I reluctantly admitted to myself that I was anxious to see Stefan, perhaps too anxious. His sharp intelligence and sardonic wit made him fun to be around, and I couldn’t deny that I found him attractive. I stretched out on the bed in my hooch and reviewed the details of that one delightful evening we’d spent together in Dubai. Too bad I couldn’t wear my little black dress to the NATO bar tomorrow night. It would have to be my usual trousers, tunic, and long-sleeved shirt.
TWENTY-NINE
April 17, 2005
✦ KABUL
Wednesday afternoon, an armored embassy vehicle dropped me at the heavily guarded Kabul Museum compound where the Bactrian gold and other treasures from Afghanistan’s distant past were being cleaned, restored, and catalogued for eventual display. Jeef bounded down the steps and wrapped his weathered fingers around mine.
“Angela, what a delight to see you. I’m so sorry Rahim couldn’t join us. How is my star pupil doing? ”
“He’s reading everything he can get his hands on about the ancient history of Afghanistan,” I said, smiling at the sight of this energetic Frenchman. “I fear you may yet convince him to run off and join your dig.”
Jeef led me through the dim, musty corridors of the museum and into a brightly lit but windowless room filled with Afghans and foreigners in white lab coats working quietly over trays of gold ornaments.

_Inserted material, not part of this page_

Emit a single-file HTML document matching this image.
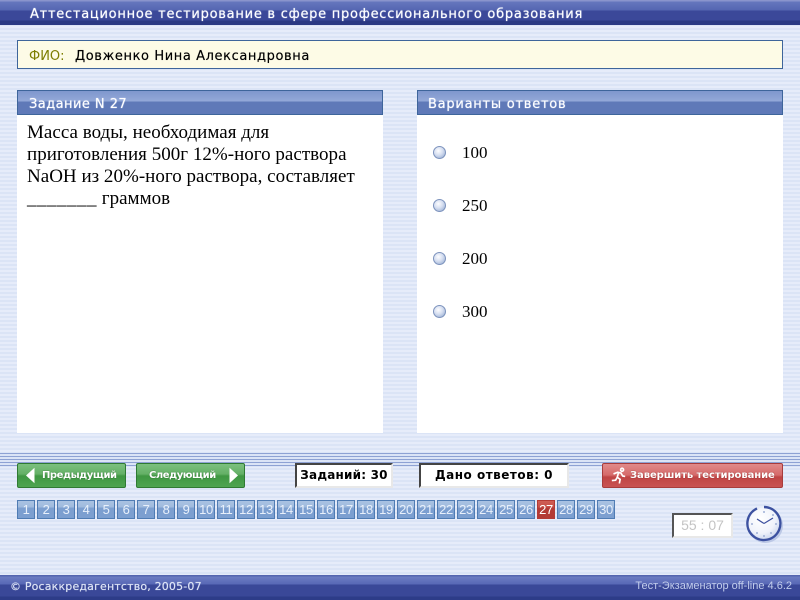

Fazli waved us over to his table. Speaking in French, he began to explain the history of the delicate silver-and-gilt ceremonial plate he was cleaning. It would be so much easier to converse with him in Dari, but I waited patiently while Jeef translated his French into English.
Fazli placed the fragile, two-thousand-year-old plate into my outstretched hands. It was less than ten inches in diameter. Carved in bas-relief were two women wearing flowing gowns and riding a gilt chariot pulled by a matched pair of black lions with thick golden manes. A robed guard held a feather canopy to shelter the women from the glare of the sun god, who stared down from his perch in the sky.
“Who do these figures represent?” I asked.
Fazli nodded at Jeef, who proceeded to respond to my question.
“Cybele, the Greek goddess of nature, is the main figure in this plate. She greatly resembles the goddess Artemis on your pin,” he said, glancing at the tiny Scythian princess on Tom’s brooch, which I wore almost every day.